• WRITTEN REQUEST:
The lines below are to be quoted exactly, from the first through the one that contains "string; v1?: string;".

• AVAILABLE DATA:

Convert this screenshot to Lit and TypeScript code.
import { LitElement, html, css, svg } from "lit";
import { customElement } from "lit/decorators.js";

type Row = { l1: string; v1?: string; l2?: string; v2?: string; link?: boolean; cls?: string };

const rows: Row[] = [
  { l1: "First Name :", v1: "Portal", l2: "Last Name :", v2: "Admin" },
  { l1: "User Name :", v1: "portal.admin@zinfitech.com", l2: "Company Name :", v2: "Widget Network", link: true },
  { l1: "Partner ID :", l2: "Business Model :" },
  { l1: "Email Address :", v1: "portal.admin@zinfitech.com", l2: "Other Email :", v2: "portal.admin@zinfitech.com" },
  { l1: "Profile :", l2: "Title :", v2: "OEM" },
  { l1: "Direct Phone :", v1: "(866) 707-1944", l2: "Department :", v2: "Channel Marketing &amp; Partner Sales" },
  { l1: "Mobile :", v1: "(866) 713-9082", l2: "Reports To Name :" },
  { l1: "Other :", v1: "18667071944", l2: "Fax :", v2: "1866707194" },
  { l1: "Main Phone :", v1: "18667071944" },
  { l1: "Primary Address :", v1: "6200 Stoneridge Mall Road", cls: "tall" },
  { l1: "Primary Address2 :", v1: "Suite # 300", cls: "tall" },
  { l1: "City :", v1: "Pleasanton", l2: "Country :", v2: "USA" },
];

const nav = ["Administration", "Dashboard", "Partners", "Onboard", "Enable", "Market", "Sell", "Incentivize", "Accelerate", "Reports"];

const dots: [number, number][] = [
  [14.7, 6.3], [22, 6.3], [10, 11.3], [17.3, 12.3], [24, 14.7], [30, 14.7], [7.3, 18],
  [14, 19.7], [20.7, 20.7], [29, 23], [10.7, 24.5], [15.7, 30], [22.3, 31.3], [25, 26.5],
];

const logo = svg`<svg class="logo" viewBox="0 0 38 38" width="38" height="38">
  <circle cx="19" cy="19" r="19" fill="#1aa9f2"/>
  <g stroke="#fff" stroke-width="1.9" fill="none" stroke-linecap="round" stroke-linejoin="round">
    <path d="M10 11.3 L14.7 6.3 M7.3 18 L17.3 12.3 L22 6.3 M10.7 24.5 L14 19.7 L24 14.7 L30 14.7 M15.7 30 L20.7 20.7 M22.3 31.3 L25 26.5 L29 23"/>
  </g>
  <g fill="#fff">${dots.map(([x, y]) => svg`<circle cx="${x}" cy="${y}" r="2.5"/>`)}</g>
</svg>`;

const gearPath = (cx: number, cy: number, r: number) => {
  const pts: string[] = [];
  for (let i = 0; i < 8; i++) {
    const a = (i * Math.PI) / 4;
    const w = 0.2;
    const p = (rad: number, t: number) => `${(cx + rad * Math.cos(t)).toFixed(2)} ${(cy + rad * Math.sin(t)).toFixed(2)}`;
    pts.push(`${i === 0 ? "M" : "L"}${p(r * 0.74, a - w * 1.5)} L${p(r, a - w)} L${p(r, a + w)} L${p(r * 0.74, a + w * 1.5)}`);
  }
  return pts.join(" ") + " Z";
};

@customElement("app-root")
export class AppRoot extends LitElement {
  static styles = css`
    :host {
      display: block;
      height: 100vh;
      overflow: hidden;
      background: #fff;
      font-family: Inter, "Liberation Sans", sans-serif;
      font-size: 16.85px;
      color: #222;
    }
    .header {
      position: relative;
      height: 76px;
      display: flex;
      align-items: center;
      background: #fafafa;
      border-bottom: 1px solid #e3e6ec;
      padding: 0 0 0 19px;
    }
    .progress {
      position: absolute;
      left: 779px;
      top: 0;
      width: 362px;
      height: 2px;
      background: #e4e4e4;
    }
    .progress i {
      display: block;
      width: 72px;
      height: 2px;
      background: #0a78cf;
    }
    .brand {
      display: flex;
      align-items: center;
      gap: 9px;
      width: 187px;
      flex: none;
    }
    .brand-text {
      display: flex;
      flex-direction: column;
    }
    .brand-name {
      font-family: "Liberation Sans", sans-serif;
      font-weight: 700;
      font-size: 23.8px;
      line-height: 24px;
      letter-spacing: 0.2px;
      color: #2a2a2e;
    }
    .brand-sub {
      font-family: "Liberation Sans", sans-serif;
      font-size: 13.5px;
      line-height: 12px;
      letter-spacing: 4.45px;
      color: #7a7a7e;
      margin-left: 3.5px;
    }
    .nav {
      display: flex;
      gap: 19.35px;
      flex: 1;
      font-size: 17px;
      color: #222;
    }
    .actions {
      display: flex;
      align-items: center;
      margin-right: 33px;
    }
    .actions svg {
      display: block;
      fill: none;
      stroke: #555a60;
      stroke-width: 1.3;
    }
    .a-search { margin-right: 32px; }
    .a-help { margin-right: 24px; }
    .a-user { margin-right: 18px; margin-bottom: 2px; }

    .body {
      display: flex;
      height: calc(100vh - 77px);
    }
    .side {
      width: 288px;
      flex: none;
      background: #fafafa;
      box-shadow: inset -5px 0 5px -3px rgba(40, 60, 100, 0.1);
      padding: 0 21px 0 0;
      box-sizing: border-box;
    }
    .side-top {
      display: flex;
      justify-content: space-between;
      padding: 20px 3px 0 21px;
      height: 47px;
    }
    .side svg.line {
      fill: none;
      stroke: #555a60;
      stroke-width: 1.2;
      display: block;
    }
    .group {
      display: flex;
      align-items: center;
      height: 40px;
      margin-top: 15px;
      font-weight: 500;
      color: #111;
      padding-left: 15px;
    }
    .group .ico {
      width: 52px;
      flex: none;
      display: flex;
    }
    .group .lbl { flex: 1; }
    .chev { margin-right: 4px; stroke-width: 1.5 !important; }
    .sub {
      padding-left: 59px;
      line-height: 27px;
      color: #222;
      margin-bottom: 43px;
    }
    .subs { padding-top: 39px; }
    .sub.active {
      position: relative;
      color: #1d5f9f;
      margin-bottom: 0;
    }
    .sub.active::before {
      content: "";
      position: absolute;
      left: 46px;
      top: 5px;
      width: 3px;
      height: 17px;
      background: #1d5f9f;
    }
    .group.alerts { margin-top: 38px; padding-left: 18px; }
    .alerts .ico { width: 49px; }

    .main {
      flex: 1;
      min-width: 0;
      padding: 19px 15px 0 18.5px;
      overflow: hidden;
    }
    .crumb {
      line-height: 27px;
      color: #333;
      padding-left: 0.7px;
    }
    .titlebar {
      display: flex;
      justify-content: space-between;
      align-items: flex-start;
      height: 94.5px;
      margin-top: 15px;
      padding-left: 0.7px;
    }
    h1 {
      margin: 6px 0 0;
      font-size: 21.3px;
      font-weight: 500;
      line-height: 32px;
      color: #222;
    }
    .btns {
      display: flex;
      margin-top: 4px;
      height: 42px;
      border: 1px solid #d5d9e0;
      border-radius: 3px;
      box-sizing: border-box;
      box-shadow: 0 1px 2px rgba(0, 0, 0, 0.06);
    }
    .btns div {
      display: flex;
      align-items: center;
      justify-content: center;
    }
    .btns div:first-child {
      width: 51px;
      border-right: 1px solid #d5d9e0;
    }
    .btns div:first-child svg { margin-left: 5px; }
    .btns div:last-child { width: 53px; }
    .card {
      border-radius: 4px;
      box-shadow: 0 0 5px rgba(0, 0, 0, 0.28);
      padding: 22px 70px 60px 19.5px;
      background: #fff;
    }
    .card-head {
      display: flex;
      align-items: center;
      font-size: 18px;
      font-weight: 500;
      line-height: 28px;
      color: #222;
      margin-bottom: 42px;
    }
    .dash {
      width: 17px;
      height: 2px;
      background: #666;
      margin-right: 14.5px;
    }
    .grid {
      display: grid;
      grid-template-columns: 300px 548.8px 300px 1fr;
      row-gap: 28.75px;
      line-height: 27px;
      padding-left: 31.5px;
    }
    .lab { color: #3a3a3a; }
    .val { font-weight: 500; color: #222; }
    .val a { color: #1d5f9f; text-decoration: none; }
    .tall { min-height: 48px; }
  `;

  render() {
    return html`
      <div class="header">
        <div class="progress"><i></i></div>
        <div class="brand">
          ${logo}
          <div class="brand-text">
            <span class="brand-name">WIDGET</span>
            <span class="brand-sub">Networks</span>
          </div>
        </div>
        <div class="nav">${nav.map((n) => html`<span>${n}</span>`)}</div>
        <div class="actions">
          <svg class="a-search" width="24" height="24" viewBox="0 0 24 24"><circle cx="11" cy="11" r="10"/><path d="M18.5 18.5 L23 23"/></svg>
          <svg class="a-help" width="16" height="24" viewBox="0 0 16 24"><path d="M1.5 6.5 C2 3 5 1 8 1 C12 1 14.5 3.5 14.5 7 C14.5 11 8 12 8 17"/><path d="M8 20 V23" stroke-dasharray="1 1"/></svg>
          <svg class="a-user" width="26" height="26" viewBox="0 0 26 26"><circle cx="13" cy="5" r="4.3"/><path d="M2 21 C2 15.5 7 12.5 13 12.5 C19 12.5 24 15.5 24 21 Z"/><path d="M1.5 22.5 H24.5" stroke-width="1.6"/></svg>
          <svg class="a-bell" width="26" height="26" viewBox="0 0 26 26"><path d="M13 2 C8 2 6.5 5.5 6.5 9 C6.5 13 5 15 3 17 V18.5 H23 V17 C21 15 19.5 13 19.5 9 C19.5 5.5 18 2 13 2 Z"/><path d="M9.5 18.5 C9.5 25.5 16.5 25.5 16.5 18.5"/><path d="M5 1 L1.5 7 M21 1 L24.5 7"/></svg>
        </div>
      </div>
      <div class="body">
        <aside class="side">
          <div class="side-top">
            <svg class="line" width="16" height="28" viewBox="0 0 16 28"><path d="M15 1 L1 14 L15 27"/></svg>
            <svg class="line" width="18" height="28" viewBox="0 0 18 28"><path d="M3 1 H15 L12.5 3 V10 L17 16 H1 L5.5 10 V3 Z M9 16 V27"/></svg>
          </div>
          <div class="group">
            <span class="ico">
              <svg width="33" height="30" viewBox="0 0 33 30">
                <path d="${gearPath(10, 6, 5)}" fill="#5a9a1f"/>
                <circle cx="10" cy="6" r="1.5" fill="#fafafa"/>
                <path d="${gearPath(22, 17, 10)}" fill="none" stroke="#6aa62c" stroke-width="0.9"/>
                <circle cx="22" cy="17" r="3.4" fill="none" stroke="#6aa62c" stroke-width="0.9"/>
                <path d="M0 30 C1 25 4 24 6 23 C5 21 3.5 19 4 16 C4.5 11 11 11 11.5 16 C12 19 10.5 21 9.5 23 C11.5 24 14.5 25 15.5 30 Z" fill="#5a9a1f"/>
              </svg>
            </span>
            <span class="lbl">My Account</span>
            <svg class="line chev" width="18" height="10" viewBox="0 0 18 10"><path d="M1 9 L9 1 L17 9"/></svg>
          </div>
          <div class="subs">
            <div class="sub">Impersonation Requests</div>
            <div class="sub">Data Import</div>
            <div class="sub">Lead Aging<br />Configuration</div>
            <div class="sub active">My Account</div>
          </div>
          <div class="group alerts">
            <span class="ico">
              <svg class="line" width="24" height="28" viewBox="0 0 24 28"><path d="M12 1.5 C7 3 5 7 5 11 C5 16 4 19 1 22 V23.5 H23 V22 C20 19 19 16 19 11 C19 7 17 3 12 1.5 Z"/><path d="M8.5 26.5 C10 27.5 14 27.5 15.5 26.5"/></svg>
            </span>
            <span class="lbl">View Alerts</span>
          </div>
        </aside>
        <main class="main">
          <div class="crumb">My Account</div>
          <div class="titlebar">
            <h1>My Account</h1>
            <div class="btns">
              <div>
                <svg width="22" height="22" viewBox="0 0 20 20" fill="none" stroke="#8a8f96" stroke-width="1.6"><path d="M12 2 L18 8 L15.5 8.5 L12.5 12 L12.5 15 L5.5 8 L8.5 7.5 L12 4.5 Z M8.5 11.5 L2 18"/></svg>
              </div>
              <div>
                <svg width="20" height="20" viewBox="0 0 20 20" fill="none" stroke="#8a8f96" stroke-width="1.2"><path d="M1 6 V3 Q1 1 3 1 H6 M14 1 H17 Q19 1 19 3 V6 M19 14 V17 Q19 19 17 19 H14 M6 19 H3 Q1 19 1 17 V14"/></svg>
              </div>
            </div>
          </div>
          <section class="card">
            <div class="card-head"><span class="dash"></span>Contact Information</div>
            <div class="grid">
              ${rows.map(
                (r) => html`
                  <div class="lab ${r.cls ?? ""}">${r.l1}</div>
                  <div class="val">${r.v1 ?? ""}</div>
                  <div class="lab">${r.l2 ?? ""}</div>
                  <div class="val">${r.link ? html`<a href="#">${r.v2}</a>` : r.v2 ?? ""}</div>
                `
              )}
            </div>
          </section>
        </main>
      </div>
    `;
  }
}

• IN RESPONSE:
Convert this screenshot to Lit and TypeScript code.
import { LitElement, html, css, svg } from "lit";
import { customElement } from "lit/decorators.js";

type Row = { l1: string; v1?: string; l2?: string; v2?: string; link?: boolean; cls?: string };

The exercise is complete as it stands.